It's Not Just About the Nutrients
Posted on November 18, 2019
As a dietitian, I talk a lot about nutrients and the life sustaining function of food that allows us to grow and thrive, while ensuring we can breathe, move and think without a whole lot of effort. I love helping patients learn about the science of food and how their bodies use it.
But it's important not to stop there!
It can be easy to forget food is so much more than nutrients to keep us going, because the rigid thinking and strict rules of an eating disorder often focus on the physical impact food has on your body. This leads to behaviors and judgments that prevent you from fully experiencing the influence food or meals have on other parts of your life.
Food plays a role in all dimensions of our health and well-being, like our ability to tolerate and experience emotions, connect with our spirituality, feel a part of a community, and develop a deeper understanding of our own identity.
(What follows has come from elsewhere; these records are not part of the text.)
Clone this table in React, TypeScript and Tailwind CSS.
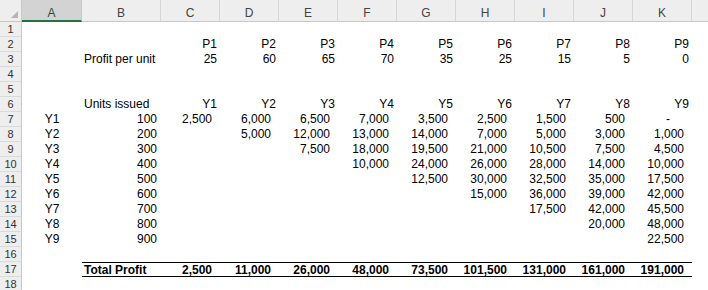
import React from "react";

type Cell = { t: string; c: string };

const COLS = ["A", "B", "C", "D", "E", "F", "G", "H", "I", "J", "K"];
const WIDTHS = ["w-[60px]", "w-[79px]", "w-[59px]", "w-[59px]", "w-[59px]", "w-[59px]", "w-[59px]", "w-[59px]", "w-[59px]", "w-[59px]", "w-[59px]"];

const L = "text-left pl-[2px]";
const R = "text-right pr-[3px]";
const RB = "text-right pr-[4px]";
const RN = "text-right pr-[8px]";
const C = "text-center";

const e = (): Cell => ({ t: "", c: "" });

function row(cells: Cell[]): Cell[] {
  const out = [...cells];
  while (out.length < 11) out.push(e());
  return out;
}

const matrix: (string | null)[][] = [
  ["2,500", "6,000", "6,500", "7,000", "3,500", "2,500", "1,500", "500", "-"],
  [null, "5,000", "12,000", "13,000", "14,000", "7,000", "5,000", "3,000", "1,000"],
  [null, null, "7,500", "18,000", "19,500", "21,000", "10,500", "7,500", "4,500"],
  [null, null, null, "10,000", "24,000", "26,000", "28,000", "14,000", "10,000"],
  [null, null, null, null, "12,500", "30,000", "32,500", "35,000", "17,500"],
  [null, null, null, null, null, "15,000", "36,000", "39,000", "42,000"],
  [null, null, null, null, null, null, "17,500", "42,000", "45,500"],
  [null, null, null, null, null, null, null, "20,000", "48,000"],
  [null, null, null, null, null, null, null, null, "22,500"],
];

const rows: Cell[][] = [];
rows.push(row([]));
rows.push(row([e(), e(), ...["P1", "P2", "P3", "P4", "P5", "P6", "P7", "P8", "P9"].map((t) => ({ t, c: R }))]));
rows.push(row([e(), { t: "Profit per unit", c: L }, ...["25", "60", "65", "70", "35", "25", "15", "5", "0"].map((t) => ({ t, c: R }))]));
rows.push(row([]));
rows.push(row([]));
rows.push(row([e(), { t: "Units issued", c: L }, ...["Y1", "Y2", "Y3", "Y4", "Y5", "Y6", "Y7", "Y8", "Y9"].map((t) => ({ t, c: R }))]));
matrix.forEach((m, i) => {
  rows.push(
    row([
      { t: `Y${i + 1}`, c: C },
      { t: String((i + 1) * 100), c: RB },
      ...m.map((v) => (v === null ? e() : v === "-" ? { t: "-", c: "text-right pr-[22px]" } : { t: v, c: RN })),
    ])
  );
});
rows.push(row([]));
const totals = ["2,500", "11,000", "26,000", "48,000", "73,500", "101,500", "131,000", "161,000", "191,000"];
rows.push(row([e(), { t: "Total Profit", c: L }, ...totals.map((t) => ({ t, c: RN }))]));
rows.push(row([]));

export default function App() {
  return (
    <div
      className="w-[708px] h-[290px] overflow-hidden bg-white text-black"
      style={{ fontFamily: '"Liberation Sans", Arial, sans-serif' }}
    >
      {/* column header */}
      <div className="flex h-[22px]">
        <div className="relative w-[22px] h-[22px] shrink-0 bg-[#eeeeee] border-r border-b border-[#c8c8c8]">
          <div className="absolute right-[3px] bottom-[3px] w-0 h-0 border-l-[7px] border-l-transparent border-b-[7px] border-b-[#b4b4b4]" />
        </div>
        {COLS.map((col, i) =>
          i === 0 ? (
            <div
              key={col}
              className="w-[60px] h-[22px] shrink-0 bg-[#d3d3d3] border-r border-[#c8c8c8] border-b-2 border-b-[#217346] text-center text-[12px] leading-[16px] pt-[5px] text-[#2b4a37]"
            >
              {col}
            </div>
          ) : (
            <div
              key={col}
              className={`${WIDTHS[i]} h-[22px] shrink-0 bg-[#eeeeee] border-r border-[#d6d6d6] border-b border-b-[#c8c8c8] text-center text-[12px] leading-[16px] pt-[5px] text-[#444444]`}
            >
              {col}
            </div>
          )
        )}
        <div className="flex-1 h-[22px] bg-[#eeeeee] border-b border-[#c8c8c8]" />
      </div>
      {rows.map((cells, ri) => {
        const isTotal = ri === 16;
        return (
          <div key={ri} className="flex h-[15px]">
            <div className="w-[22px] h-[15px] shrink-0 bg-[#eeeeee] border-r border-[#c8c8c8] border-b border-b-[#dadada] text-center text-[11px] leading-[14px] text-[#333333]">
              {ri + 1}
            </div>
            {cells.map((cell, ci) => {
              const border = isTotal && ci >= 1 ? "border-t border-b border-black font-bold" : "";
              return (
                <div
                  key={ci}
                  className={`${WIDTHS[ci]} h-[15px] shrink-0 overflow-visible whitespace-nowrap text-[12px] leading-[14px] ${cell.c} ${border}`}
                >
                  {cell.t}
                </div>
              );
            })}
          </div>
        );
      })}
    </div>
  );
}
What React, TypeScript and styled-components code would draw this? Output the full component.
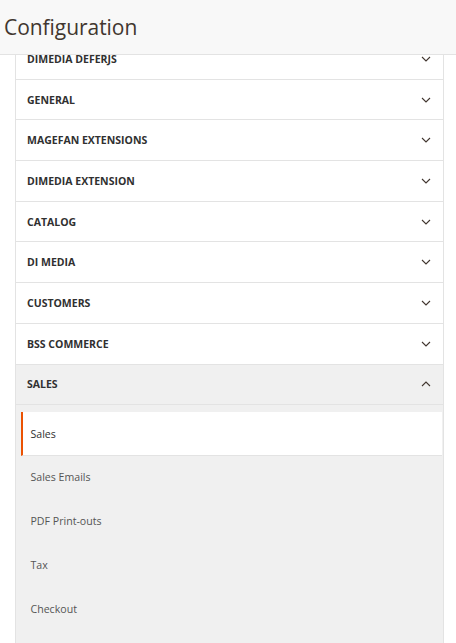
import React from "react";
import styled, { createGlobalStyle } from "styled-components";

const GlobalStyle = createGlobalStyle`
    html, body {
        margin: 0;
        padding: 0;
        background: #ffffff;
        font-family: "Open Sans", "Noto Sans", sans-serif;
    }
`;

const sections = [
    "DIMEDIA DEFERJS",
    "GENERAL",
    "MAGEFAN EXTENSIONS",
    "DIMEDIA EXTENSION",
    "CATALOG",
    "DI MEDIA",
    "CUSTOMERS",
    "BSS COMMERCE",
];

const salesLinks = ["Sales", "Sales Emails", "PDF Print-outs", "Tax", "Checkout"];

const Chevron = ({ up }: { up?: boolean }) => (
    <ChevronIcon width="10" height="6" viewBox="0 0 10 6" $up={up}>
        <polyline points="1,1 5,5 9,1" fill="none" stroke="#41362f" strokeWidth="1.1" />
    </ChevronIcon>
);

const App = () => {
    return (
        <Page>
            <GlobalStyle />
            <Header>
                <Title>Configuration</Title>
            </Header>
            <Viewport>
                <Panel>
                    {sections.map((title) => (
                        <SectionRow key={title}>
                            <SectionTitle>{title}</SectionTitle>
                            <Chevron />
                        </SectionRow>
                    ))}
                    <SectionRow $open>
                        <SectionTitle>SALES</SectionTitle>
                        <Chevron up />
                    </SectionRow>
                    <SubList>
                        {salesLinks.map((link, i) => (
                            <SubItem key={link} $active={i === 0}>
                                {link}
                            </SubItem>
                        ))}
                    </SubList>
                </Panel>
            </Viewport>
        </Page>
    );
};

const Page = styled.div`
    display: flex;
    flex-direction: column;
    height: 643px;
    overflow: hidden;
`;

const Header = styled.header`
    flex: 0 0 auto;
    height: 54px;
    display: flex;
    align-items: center;
    padding: 0 0 0 4px;
    background: #f8f8f8;
    border-bottom: 1px solid #e3e3e3;
    position: relative;
    z-index: 1;
`;

const Title = styled.h1`
    margin: 0 0 1px;
    font-size: 21px;
    font-weight: 400;
    color: #41362f;
    letter-spacing: -0.05px;
`;

const Viewport = styled.div`
    flex: 1 1 auto;
    overflow: hidden;
`;

const Panel = styled.div`
    margin: -16px 0 0 15px;
    width: 427px;
    border-left: 1px solid #e3e3e3;
    border-right: 1px solid #e3e3e3;
    background: #f0f0f0;
    min-height: 700px;
`;

const SectionRow = styled.div<{ $open?: boolean }>`
    height: 39.7px;
    display: flex;
    align-items: center;
    justify-content: space-between;
    padding: 0 12px 0 11px;
    background: ${(p) => (p.$open ? "#f0f0f0" : "#ffffff")};
    border-bottom: 1px solid #e3e3e3;
`;

const SectionTitle = styled.span`
    font-size: 10.5px;
    font-weight: 700;
    color: #303030;
`;

const ChevronIcon = styled.svg<{ $up?: boolean }>`
    display: block;
    transform: ${(p) => (p.$up ? "rotate(180deg)" : "none")};
`;

const SubList = styled.ul`
    list-style: none;
    margin: 0;
    padding: 7px 1px 0 5px;
`;

const SubItem = styled.li<{ $active?: boolean }>`
    height: 42.75px;
    display: flex;
    align-items: center;
    padding-left: ${(p) => (p.$active ? "7.5px" : "9.5px")};
    font-size: 10.6px;
    color: ${(p) => (p.$active ? "#303030" : "#555555")};
    background: ${(p) => (p.$active ? "#ffffff" : "transparent")};
    border-left: ${(p) => (p.$active ? "2px solid #eb5202" : "none")};
    border-bottom: 1px solid ${(p) => (p.$active ? "#e3e3e3" : "transparent")};
`;

export default App;
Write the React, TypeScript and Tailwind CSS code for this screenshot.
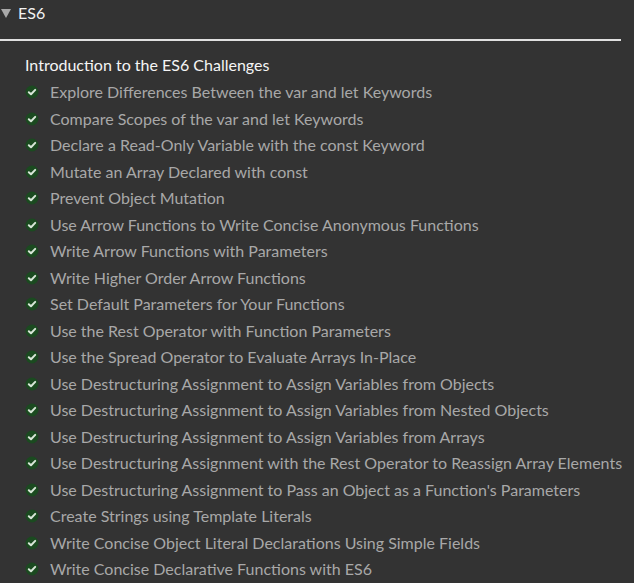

One of the joys of recovery is rediscovering the many ways your relationship with food matters to you and exploring the aspects of food that your eating disorder ignored.
These may include sharing a meal to connect with others, whether you've just met, or you've known each other for years. You may offer or receive food as a token of gratitude, sympathy or love. Food may play a part in the traditions you have with family and friends. Seasonal foods are tangible reminders of the passing of time and may stir up emotions for you about the transition from season to season. There may be certain smells or flavors that connect you with memories from your past. You may experience another culture through food or feel more connected to your own during a specific meal.
Letting go of the eating disorder rules and rebuilding your relationship with food doesn't just have a physical outcome; it also opens the door for food to support your health and happiness in all the ways possible.
Kathryn Argento, MS, RD, LDN, is the Registered Dietitian/Nutritionist at The Renfrew Center of West Palm Beach. She has worked with patients in the PHP, IOP and Outpatient levels of care across the spectrum of eating disorders. She received her Master's degree in Clinical Nutrition from New York University. Ms. Argento is passionate about helping individuals on their path to a peaceful relationship with food.